What to do
Wherever "React" appears in a line, list that line.

Provided material
>>>>>

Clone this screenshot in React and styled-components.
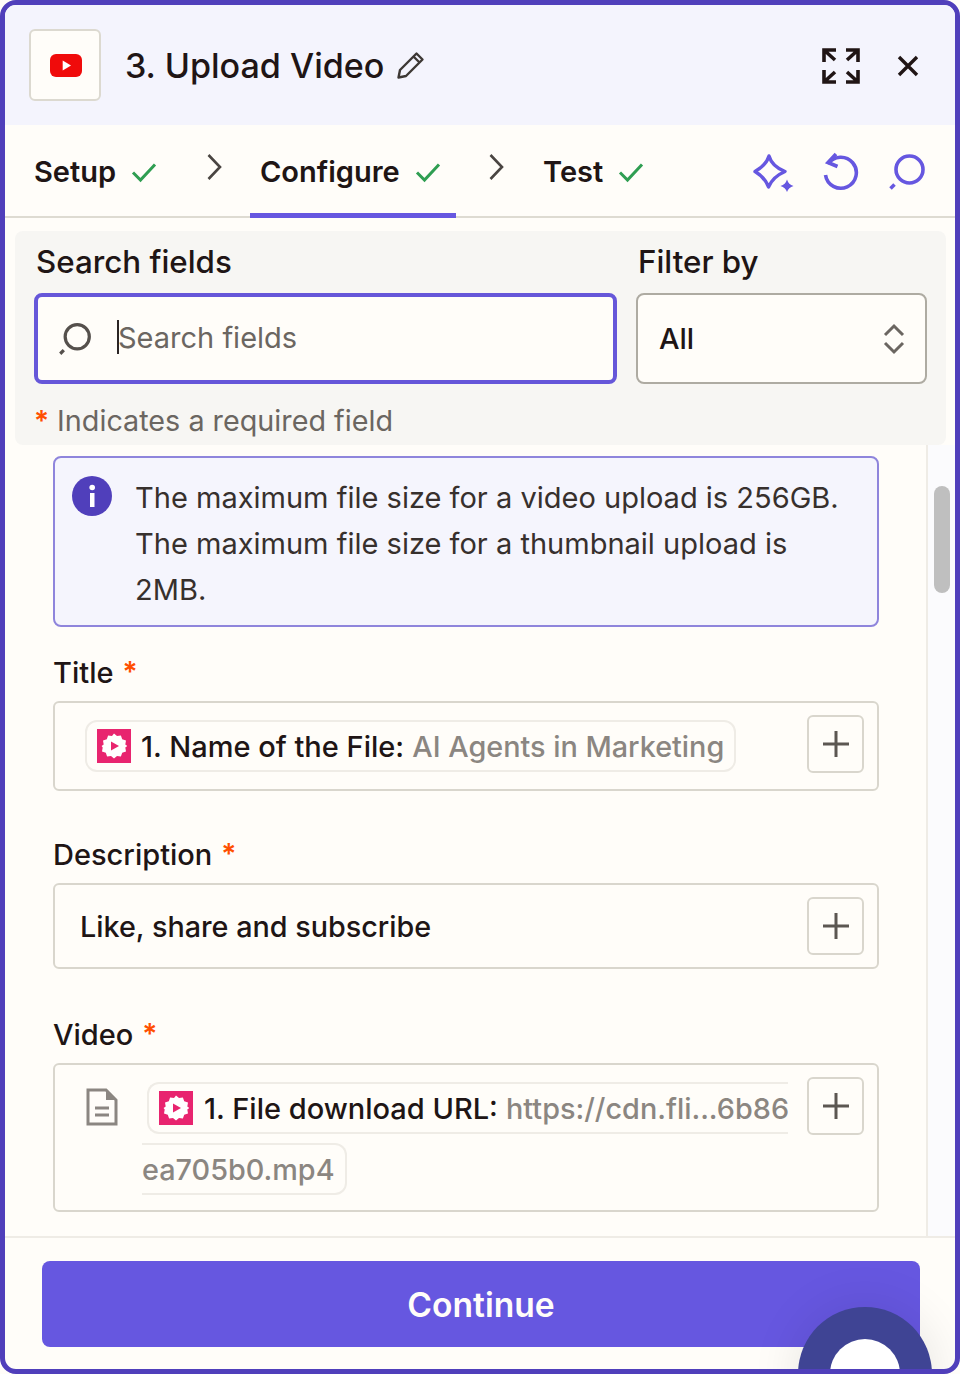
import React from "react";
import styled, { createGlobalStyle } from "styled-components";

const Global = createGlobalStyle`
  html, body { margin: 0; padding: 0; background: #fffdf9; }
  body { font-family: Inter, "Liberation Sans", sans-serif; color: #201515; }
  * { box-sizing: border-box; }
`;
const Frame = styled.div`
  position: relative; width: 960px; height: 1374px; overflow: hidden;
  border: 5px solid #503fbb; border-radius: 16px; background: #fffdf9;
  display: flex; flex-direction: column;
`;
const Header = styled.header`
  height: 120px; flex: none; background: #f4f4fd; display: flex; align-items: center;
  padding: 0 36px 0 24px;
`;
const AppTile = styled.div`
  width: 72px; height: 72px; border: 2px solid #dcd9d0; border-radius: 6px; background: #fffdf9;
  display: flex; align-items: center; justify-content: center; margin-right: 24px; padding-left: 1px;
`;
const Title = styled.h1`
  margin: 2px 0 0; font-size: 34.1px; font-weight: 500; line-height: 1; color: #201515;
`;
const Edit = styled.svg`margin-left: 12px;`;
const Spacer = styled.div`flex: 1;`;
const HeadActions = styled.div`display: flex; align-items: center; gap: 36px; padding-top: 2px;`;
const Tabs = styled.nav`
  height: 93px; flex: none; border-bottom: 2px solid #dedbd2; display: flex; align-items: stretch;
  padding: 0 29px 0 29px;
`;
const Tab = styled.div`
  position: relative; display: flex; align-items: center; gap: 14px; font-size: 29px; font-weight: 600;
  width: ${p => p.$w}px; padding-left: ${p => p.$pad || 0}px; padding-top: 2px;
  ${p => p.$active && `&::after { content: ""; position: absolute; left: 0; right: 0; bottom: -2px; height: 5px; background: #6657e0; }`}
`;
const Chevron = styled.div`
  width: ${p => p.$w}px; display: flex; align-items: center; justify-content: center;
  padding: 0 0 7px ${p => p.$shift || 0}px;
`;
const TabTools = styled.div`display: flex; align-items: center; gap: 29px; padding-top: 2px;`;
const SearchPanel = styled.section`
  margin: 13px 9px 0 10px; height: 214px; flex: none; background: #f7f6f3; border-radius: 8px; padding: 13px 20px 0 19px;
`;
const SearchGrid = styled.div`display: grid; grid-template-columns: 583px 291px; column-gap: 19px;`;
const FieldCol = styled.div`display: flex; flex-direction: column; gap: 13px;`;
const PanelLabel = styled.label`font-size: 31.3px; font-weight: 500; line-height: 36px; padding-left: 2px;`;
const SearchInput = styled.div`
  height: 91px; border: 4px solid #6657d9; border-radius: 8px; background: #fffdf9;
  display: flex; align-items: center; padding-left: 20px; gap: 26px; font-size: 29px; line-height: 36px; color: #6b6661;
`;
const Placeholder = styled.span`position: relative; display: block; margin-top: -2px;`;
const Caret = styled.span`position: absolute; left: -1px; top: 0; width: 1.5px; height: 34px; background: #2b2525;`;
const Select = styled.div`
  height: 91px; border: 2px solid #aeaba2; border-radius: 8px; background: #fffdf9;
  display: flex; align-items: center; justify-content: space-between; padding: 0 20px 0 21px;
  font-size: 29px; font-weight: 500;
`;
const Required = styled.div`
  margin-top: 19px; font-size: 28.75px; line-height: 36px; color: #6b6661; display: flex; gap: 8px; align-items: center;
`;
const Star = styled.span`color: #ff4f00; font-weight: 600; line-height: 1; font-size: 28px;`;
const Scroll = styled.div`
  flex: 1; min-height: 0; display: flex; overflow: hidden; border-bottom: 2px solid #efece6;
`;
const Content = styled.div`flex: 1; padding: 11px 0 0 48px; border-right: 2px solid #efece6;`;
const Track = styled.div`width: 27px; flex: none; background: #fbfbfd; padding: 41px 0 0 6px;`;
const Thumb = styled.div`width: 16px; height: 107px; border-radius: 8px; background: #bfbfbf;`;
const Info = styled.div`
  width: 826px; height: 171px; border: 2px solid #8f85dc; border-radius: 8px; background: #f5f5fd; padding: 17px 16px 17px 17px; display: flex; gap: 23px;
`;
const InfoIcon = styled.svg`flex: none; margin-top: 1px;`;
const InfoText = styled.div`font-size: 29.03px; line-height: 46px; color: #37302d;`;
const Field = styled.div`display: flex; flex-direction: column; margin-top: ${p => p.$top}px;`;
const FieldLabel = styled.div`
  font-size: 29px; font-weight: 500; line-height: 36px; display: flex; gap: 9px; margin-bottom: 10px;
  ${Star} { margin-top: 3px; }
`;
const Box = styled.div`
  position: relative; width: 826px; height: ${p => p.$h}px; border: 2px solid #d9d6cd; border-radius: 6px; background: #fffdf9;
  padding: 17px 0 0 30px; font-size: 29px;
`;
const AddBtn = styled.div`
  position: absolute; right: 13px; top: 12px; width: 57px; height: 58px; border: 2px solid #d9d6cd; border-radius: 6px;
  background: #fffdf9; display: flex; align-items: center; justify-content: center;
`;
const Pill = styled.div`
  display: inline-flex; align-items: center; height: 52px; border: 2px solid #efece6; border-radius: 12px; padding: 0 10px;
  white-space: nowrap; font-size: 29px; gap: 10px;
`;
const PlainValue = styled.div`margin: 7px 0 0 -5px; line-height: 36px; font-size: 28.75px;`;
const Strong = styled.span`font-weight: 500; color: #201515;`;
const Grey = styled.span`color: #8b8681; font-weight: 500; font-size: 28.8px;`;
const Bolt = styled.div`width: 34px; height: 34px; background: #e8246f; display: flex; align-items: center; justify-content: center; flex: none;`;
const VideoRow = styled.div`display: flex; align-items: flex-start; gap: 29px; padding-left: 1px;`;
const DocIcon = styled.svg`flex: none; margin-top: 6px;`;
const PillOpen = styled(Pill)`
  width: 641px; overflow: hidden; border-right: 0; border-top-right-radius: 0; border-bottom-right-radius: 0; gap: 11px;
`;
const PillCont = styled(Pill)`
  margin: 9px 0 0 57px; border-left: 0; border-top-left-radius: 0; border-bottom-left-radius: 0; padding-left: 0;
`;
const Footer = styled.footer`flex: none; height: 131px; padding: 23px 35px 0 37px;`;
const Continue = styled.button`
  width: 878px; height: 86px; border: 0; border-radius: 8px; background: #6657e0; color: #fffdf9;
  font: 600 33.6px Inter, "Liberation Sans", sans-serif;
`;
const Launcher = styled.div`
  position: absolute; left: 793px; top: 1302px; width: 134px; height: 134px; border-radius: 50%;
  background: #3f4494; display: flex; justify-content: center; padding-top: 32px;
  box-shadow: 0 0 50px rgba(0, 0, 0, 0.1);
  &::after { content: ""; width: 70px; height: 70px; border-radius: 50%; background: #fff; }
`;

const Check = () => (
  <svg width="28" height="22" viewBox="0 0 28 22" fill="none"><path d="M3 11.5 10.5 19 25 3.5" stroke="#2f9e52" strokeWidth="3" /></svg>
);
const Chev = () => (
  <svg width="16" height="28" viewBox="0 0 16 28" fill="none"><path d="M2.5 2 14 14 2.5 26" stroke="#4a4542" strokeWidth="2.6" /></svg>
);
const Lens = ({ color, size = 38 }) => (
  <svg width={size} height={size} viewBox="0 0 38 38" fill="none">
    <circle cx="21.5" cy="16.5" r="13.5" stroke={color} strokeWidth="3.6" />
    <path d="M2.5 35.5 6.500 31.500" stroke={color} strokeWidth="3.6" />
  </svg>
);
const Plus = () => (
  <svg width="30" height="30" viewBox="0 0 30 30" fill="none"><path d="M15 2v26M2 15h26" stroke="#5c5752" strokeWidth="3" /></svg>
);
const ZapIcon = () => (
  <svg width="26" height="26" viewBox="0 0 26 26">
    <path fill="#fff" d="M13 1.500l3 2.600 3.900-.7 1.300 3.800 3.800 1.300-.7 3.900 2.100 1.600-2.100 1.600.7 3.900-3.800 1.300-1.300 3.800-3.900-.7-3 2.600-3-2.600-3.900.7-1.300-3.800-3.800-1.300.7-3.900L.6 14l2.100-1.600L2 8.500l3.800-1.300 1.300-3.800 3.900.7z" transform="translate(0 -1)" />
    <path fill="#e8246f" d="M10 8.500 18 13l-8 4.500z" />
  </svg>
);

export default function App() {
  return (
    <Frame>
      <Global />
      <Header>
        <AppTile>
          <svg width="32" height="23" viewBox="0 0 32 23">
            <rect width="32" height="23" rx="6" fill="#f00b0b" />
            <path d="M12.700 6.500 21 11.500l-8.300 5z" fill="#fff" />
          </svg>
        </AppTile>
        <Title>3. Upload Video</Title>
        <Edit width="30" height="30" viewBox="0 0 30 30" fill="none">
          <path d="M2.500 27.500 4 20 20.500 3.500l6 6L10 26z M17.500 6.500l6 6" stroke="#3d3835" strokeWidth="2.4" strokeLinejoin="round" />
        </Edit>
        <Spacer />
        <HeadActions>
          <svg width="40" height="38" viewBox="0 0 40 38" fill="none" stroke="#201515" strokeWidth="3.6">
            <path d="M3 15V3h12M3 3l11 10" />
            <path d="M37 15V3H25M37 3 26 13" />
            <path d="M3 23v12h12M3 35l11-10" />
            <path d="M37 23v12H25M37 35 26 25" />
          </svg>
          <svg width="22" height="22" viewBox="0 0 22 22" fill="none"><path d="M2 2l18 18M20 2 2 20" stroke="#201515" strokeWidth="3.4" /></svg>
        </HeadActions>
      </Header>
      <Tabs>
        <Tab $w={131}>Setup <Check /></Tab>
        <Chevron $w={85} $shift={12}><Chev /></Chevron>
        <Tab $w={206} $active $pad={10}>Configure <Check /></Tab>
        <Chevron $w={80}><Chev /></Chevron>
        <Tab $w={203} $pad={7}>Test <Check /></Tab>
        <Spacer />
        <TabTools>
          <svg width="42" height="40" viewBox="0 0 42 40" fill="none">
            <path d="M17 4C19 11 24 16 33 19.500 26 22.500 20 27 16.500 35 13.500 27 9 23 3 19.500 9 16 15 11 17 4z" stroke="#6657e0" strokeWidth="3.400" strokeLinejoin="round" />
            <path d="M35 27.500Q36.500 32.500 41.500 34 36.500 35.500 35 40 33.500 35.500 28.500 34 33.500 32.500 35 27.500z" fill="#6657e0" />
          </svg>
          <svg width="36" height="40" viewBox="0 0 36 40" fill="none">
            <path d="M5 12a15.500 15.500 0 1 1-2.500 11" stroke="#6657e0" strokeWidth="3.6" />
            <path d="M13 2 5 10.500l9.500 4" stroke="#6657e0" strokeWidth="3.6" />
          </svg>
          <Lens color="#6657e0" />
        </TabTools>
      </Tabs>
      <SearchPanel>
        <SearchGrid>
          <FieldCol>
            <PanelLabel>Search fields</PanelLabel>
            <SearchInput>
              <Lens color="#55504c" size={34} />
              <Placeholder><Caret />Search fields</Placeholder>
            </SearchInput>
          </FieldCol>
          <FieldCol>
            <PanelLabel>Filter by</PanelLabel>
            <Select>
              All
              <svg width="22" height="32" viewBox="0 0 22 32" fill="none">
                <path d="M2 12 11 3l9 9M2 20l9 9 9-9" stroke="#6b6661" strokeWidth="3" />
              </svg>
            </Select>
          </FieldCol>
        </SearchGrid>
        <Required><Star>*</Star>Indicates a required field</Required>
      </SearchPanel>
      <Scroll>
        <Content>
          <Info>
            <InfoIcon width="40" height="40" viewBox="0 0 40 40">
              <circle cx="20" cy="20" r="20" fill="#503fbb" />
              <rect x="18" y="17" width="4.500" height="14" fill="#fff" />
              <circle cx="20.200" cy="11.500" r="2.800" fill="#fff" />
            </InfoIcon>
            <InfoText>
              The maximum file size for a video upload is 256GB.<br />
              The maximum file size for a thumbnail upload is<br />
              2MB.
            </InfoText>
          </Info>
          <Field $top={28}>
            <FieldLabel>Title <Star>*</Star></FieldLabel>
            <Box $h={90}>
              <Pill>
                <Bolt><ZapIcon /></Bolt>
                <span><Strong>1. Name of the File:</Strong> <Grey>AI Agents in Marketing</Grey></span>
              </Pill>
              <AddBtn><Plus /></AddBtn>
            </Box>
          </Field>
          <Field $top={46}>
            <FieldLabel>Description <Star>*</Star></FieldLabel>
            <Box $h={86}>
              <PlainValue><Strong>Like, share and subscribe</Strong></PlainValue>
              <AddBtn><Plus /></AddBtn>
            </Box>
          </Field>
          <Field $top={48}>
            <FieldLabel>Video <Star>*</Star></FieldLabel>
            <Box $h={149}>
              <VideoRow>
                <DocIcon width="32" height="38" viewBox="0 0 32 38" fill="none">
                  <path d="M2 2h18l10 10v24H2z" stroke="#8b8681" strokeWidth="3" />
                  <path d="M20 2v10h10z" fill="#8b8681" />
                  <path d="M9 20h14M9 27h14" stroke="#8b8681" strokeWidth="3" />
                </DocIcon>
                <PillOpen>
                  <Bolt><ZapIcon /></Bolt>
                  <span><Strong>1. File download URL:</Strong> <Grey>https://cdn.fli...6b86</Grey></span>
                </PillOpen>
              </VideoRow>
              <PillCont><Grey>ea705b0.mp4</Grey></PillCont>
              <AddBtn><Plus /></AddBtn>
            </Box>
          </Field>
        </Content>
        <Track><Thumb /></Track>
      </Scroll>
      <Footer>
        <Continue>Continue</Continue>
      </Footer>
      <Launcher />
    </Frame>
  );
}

<<<<<

Final result
Clone this screenshot in React and styled-components.
import React from "react";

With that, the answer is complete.